*Required work*: Each line of the material below that holds the word "this" needs to be copied.

*Information shown*:
((
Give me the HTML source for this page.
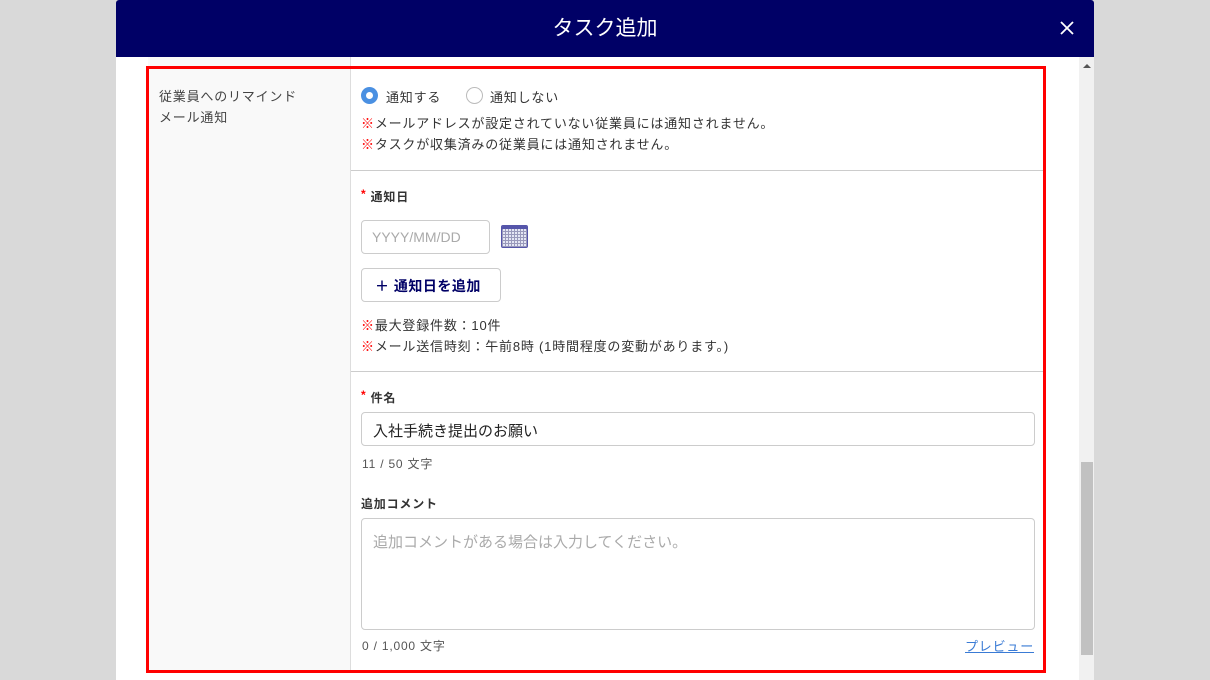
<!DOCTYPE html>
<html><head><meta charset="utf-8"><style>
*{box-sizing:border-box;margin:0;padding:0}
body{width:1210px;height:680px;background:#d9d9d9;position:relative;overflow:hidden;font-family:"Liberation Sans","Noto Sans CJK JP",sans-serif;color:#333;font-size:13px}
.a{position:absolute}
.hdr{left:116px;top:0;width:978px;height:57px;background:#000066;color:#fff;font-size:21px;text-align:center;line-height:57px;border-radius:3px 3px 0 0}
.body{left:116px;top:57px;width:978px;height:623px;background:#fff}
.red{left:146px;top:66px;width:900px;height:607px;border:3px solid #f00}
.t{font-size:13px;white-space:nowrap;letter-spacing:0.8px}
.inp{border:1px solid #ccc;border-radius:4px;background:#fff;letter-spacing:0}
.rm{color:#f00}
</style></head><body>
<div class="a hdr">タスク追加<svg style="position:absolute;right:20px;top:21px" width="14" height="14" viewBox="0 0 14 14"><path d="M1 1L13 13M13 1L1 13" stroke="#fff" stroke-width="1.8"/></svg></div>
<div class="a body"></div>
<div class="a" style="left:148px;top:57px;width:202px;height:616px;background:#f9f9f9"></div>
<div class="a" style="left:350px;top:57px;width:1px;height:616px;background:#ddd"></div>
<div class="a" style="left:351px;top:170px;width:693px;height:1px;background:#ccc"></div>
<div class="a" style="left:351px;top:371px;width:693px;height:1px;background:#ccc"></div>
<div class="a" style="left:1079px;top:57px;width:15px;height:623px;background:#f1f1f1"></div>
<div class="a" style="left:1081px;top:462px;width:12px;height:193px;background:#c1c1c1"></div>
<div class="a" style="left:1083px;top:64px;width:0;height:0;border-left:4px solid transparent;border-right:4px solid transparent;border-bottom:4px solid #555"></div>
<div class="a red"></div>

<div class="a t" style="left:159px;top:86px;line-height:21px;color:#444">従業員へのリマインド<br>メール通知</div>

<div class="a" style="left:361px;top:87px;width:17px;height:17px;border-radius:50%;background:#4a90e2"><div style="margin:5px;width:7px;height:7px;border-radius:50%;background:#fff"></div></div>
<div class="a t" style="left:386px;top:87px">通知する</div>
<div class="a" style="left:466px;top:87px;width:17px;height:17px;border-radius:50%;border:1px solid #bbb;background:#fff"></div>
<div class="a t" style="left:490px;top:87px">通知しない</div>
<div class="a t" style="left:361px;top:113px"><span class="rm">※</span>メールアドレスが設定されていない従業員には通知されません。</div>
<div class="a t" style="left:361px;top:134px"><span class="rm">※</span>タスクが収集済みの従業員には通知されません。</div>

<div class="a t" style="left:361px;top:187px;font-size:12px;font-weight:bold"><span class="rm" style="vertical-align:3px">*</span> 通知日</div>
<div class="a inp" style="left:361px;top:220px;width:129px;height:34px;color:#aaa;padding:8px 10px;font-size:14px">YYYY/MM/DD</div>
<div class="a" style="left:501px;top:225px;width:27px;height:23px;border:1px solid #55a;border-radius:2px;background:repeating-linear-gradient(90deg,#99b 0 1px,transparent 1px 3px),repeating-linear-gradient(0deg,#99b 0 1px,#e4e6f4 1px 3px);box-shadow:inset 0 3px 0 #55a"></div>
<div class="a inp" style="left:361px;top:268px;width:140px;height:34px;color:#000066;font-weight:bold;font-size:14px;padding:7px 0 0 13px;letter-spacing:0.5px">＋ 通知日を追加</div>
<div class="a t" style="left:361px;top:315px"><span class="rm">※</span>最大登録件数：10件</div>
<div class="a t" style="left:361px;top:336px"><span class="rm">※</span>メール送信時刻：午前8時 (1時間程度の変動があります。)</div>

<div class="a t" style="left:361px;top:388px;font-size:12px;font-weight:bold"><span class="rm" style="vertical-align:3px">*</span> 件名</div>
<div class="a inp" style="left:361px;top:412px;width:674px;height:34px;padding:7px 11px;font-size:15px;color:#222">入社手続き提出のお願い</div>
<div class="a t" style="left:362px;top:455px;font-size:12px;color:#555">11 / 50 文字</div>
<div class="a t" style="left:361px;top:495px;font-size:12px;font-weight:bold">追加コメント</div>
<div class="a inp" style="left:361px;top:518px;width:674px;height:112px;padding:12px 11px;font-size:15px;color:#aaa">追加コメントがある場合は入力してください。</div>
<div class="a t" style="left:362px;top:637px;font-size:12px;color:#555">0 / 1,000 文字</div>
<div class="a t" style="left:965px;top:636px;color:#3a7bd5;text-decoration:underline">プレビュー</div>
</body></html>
))
((
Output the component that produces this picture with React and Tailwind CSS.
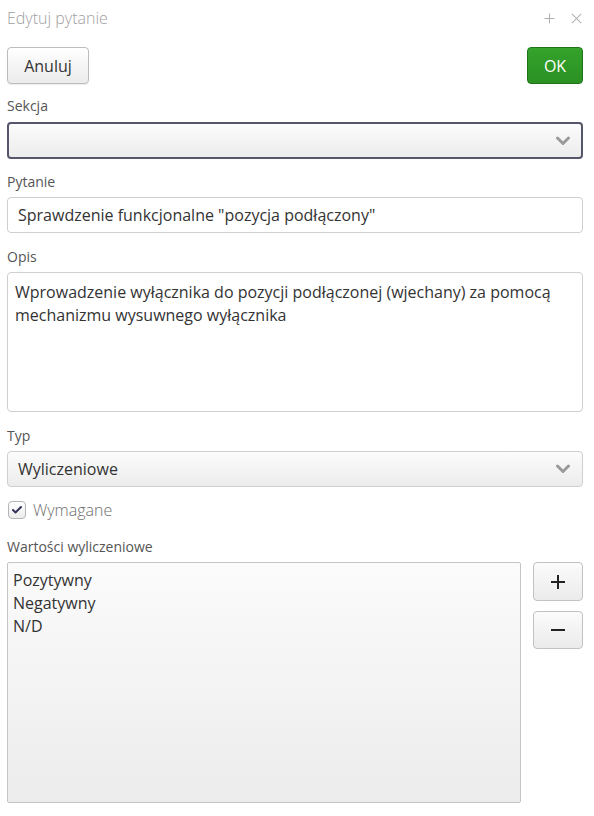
))
*Solution to the exercise*:
Give me the HTML source for this page.
Output the component that produces this picture with React and Tailwind CSS.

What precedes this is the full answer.